A 2009 quality-improvement program conducted at Children’s Hospital in Colorago identified misplaced orders as the second most common reason why care is provided to the wrong patient. Misplaced orders have been decreased as a result of the program, dropping from 12 incidents in 2010 to 3 incidents one year later.
The quality-improvement plan involved a change in the computer system that would attach a digital photo to the patients’ records. Before entering a test or treatment onto a patient’s form, the computer required a verification that brought up the patient’s photo. This simple step greatly reduced the number of misplaced orders and “near misses” involving incorrect orders that were caught before procedures were performed.
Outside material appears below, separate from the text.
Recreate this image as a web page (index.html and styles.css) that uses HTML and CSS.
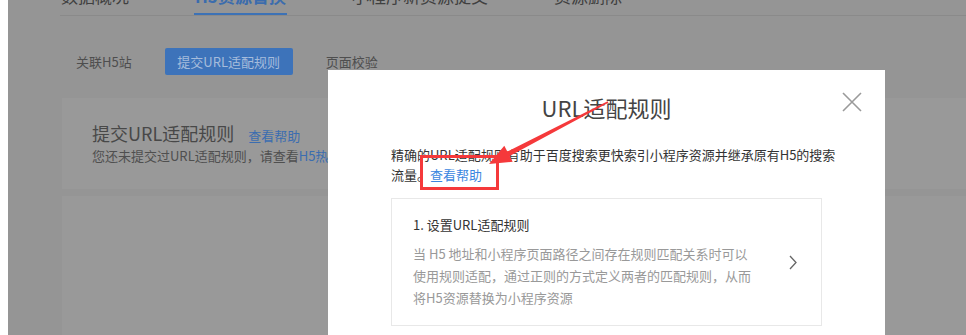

No comprehensive study has been conducted to determine the frequency of misplaced orders. Despite the relatively small number of incidents of this form of medical error at Children’s Hospital, the chief quality officer at the Colorado facility said that the total number would add up when gathered from all hospitals in the United States. It is possible these situations could be eliminated, or at least greatly reduced, by requiring a doctor to look at a screen with a picture of the patient before entering in the recommended treatment. The solution would be feasible for most hospitals to facilitate and inexpensive when compared to many other suggested safety precautions.
Patients should feel confident that the treatment they receive from doctors is in their best interests. Every medication and procedure should be intended to improve the patient’s situation. If the inclusion of a photo in a patient’s file would decrease the dangerous problem of misplaced orders, more hospitals should consider making the change.